Sebelumnya, Menteri Keuangan (Menkeu) Sri Mulyani Indrawati menyampaikan bahwa target cukai plastik dan minuman berpemanis dalam kemasan (MBDK) penerapan sudah ditetapkan.

Namun, implementasi cukai MBDK lebih kompleks jika dibandingkan dengan cukai plastik lantaran pelaksanaanya memerlukan pembahasan lintas menteri.

"Plastik sudah kami sampaikan di sini. Kami buat judgement soal masalah ekonomi saja, kalau sedang lemah kami tambahkan cukai dan juga urgensinya kebijakan cukai ini untuk discourage konsumsi karena itu berbahaya untuk lingkungan dan kesehatan.
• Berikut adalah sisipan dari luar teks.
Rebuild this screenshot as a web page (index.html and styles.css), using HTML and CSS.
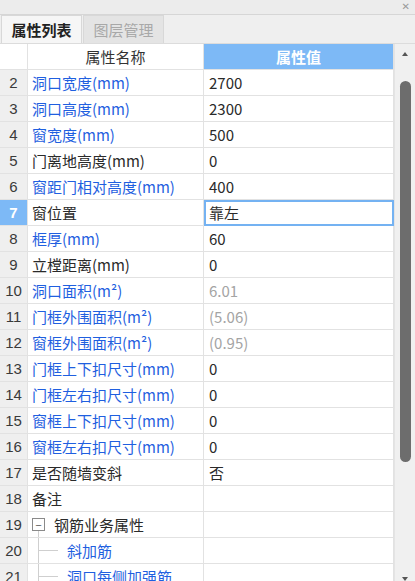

Jadi, kami lihat timingnya soal kondisi ekonomi dan target yang sudah ditetapkan di APBN," jelas Sri Mulyani dalam rapat dengan Komisi XI DPR, Selasa, 19 Maret 2024.

Sri Mulyani menilai, hal ini dikarenakan minuman berpemanis masuk dalam Undang-Undang (UU) Kesehatan.

Sehingga, lanjutnya, pembahasannya akan dilakukan bersama lintas kementerian/lembaga, baik Kementerian Kesehatan maupun Kementerian Perindustrian.

"Nanti akan ada pembahasan antar Kementerian Kesehatan dan Kementerian Perindustrian mengenai kadar gula, kadar garam yang dianggap sehat versus industri. Ini makanya memang sudah muncul berbagai reaksi karena memang adanya pembahasan antar k/l," ujarnya.